§ Data lines
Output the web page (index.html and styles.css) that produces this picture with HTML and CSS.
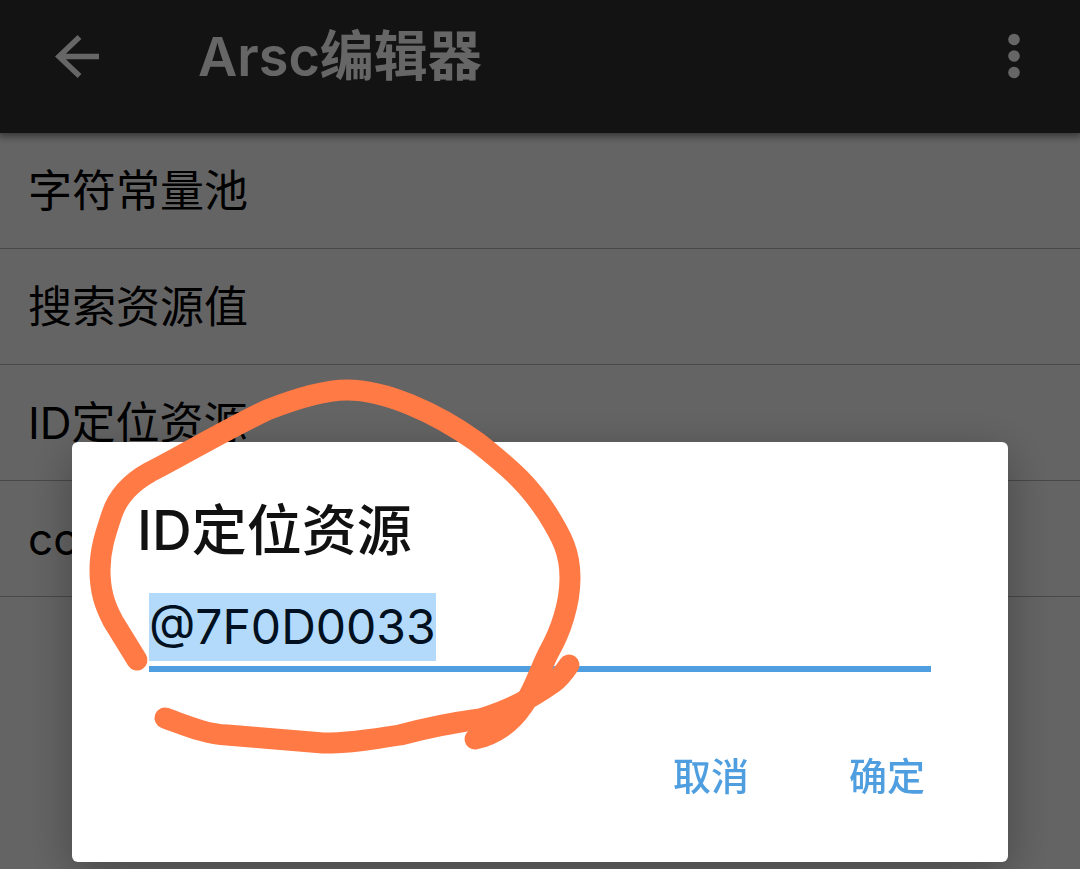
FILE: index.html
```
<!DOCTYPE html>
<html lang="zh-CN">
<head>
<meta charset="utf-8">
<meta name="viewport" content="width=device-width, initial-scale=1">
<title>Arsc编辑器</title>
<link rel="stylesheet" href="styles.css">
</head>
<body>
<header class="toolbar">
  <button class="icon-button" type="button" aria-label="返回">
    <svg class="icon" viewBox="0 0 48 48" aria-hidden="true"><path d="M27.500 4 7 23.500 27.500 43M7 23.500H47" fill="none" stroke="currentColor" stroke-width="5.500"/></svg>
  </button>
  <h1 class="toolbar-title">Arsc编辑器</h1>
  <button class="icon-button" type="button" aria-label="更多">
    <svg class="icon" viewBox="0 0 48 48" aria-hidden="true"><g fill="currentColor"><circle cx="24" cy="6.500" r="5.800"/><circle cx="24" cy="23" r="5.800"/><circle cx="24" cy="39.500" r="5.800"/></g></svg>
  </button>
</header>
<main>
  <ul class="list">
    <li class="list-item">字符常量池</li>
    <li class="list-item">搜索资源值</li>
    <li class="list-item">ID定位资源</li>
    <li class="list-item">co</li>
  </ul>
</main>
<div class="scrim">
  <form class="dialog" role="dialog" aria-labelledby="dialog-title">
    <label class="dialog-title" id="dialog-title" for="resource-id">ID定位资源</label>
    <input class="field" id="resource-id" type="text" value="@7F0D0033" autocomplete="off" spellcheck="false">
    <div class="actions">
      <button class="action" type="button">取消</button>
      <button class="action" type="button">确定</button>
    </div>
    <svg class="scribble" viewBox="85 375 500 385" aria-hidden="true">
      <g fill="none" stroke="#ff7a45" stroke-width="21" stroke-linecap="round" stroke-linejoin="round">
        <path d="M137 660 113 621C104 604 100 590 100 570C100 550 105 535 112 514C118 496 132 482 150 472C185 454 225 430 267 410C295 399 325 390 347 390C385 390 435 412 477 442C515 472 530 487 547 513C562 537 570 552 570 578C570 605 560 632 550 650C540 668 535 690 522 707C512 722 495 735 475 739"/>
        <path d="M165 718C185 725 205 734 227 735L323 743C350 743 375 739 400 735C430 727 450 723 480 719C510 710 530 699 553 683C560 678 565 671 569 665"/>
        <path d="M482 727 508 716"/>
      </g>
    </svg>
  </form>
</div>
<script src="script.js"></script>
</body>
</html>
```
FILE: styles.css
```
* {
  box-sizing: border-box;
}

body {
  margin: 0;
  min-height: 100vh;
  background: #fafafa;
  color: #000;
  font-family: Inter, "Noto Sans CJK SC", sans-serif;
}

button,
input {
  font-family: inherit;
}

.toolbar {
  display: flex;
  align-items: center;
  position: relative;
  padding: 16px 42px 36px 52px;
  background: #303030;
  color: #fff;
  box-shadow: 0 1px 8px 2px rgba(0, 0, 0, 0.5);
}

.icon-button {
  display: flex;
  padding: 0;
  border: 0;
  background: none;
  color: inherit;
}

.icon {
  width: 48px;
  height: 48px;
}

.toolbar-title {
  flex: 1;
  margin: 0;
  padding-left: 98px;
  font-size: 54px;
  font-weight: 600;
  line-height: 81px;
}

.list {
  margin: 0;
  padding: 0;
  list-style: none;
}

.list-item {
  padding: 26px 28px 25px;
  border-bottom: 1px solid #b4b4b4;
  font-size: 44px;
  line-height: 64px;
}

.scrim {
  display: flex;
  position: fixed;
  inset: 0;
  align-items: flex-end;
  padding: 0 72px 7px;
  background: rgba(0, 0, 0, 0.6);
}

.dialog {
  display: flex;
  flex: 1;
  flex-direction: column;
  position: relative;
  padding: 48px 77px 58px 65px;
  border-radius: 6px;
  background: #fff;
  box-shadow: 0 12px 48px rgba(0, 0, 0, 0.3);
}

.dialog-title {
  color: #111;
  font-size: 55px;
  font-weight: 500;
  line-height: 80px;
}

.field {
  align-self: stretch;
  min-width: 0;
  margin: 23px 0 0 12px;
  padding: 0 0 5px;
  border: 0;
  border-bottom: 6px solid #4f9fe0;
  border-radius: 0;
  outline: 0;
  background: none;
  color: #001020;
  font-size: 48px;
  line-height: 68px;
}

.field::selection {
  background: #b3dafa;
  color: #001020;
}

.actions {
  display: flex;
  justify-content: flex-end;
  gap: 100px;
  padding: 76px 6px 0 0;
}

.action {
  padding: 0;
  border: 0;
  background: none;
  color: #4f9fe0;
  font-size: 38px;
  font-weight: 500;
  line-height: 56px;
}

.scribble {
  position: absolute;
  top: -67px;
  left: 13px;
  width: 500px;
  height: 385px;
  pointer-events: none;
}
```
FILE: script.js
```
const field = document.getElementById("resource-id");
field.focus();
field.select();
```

§ What is required
Make an exact reproduction of the listing above, without any pictures.

§ The output
Output the web page (index.html and styles.css) that produces this picture with HTML and CSS.
FILE: index.html
```
<!DOCTYPE html>
<html lang="zh-CN">
<head>
<meta charset="utf-8">
<meta name="viewport" content="width=device-width, initial-scale=1">
<title>Arsc编辑器</title>
<link rel="stylesheet" href="styles.css">
</head>
<body>
<header class="toolbar">
  <button class="icon-button" type="button" aria-label="返回">
    <svg class="icon" viewBox="0 0 48 48" aria-hidden="true"><path d="M27.500 4 7 23.500 27.500 43M7 23.500H47" fill="none" stroke="currentColor" stroke-width="5.500"/></svg>
  </button>
  <h1 class="toolbar-title">Arsc编辑器</h1>
  <button class="icon-button" type="button" aria-label="更多">
    <svg class="icon" viewBox="0 0 48 48" aria-hidden="true"><g fill="currentColor"><circle cx="24" cy="6.500" r="5.800"/><circle cx="24" cy="23" r="5.800"/><circle cx="24" cy="39.500" r="5.800"/></g></svg>
  </button>
</header>
<main>
  <ul class="list">
    <li class="list-item">字符常量池</li>
    <li class="list-item">搜索资源值</li>
    <li class="list-item">ID定位资源</li>
    <li class="list-item">co</li>
  </ul>
</main>
<div class="scrim">
  <form class="dialog" role="dialog" aria-labelledby="dialog-title">
    <label class="dialog-title" id="dialog-title" for="resource-id">ID定位资源</label>
    <input class="field" id="resource-id" type="text" value="@7F0D0033" autocomplete="off" spellcheck="false">
    <div class="actions">
      <button class="action" type="button">取消</button>
      <button class="action" type="button">确定</button>
    </div>
    <svg class="scribble" viewBox="85 375 500 385" aria-hidden="true">
      <g fill="none" stroke="#ff7a45" stroke-width="21" stroke-linecap="round" stroke-linejoin="round">
        <path d="M137 660 113 621C104 604 100 590 100 570C100 550 105 535 112 514C118 496 132 482 150 472C185 454 225 430 267 410C295 399 325 390 347 390C385 390 435 412 477 442C515 472 530 487 547 513C562 537 570 552 570 578C570 605 560 632 550 650C540 668 535 690 522 707C512 722 495 735 475 739"/>
        <path d="M165 718C185 725 205 734 227 735L323 743C350 743 375 739 400 735C430 727 450 723 480 719C510 710 530 699 553 683C560 678 565 671 569 665"/>
        <path d="M482 727 508 716"/>
      </g>
    </svg>
  </form>
</div>
<script src="script.js"></script>
</body>
</html>
```
FILE: styles.css
```
* {
  box-sizing: border-box;
}

body {
  margin: 0;
  min-height: 100vh;
  background: #fafafa;
  color: #000;
  font-family: Inter, "Noto Sans CJK SC", sans-serif;
}

button,
input {
  font-family: inherit;
}

.toolbar {
  display: flex;
  align-items: center;
  position: relative;
  padding: 16px 42px 36px 52px;
  background: #303030;
  color: #fff;
  box-shadow: 0 1px 8px 2px rgba(0, 0, 0, 0.5);
}

.icon-button {
  display: flex;
  padding: 0;
  border: 0;
  background: none;
  color: inherit;
}

.icon {
  width: 48px;
  height: 48px;
}

.toolbar-title {
  flex: 1;
  margin: 0;
  padding-left: 98px;
  font-size: 54px;
  font-weight: 600;
  line-height: 81px;
}

.list {
  margin: 0;
  padding: 0;
  list-style: none;
}

.list-item {
  padding: 26px 28px 25px;
  border-bottom: 1px solid #b4b4b4;
  font-size: 44px;
  line-height: 64px;
}

.scrim {
  display: flex;
  position: fixed;
  inset: 0;
  align-items: flex-end;
  padding: 0 72px 7px;
  background: rgba(0, 0, 0, 0.6);
}

.dialog {
  display: flex;
  flex: 1;
  flex-direction: column;
  position: relative;
  padding: 48px 77px 58px 65px;
  border-radius: 6px;
  background: #fff;
  box-shadow: 0 12px 48px rgba(0, 0, 0, 0.3);
}

.dialog-title {
  color: #111;
  font-size: 55px;
  font-weight: 500;
  line-height: 80px;
}

.field {
  align-self: stretch;
  min-width: 0;
  margin: 23px 0 0 12px;
  padding: 0 0 5px;
  border: 0;
  border-bottom: 6px solid #4f9fe0;
  border-radius: 0;
  outline: 0;
  background: none;
  color: #001020;
  font-size: 48px;
  line-height: 68px;
}

.field::selection {
  background: #b3dafa;
  color: #001020;
}

.actions {
  display: flex;
  justify-content: flex-end;
  gap: 100px;
  padding: 76px 6px 0 0;
}

.action {
  padding: 0;
  border: 0;
  background: none;
  color: #4f9fe0;
  font-size: 38px;
  font-weight: 500;
  line-height: 56px;
}

.scribble {
  position: absolute;
  top: -67px;
  left: 13px;
  width: 500px;
  height: 385px;
  pointer-events: none;
}
```
FILE: script.js
```
const field = document.getElementById("resource-id");
field.focus();
field.select();
```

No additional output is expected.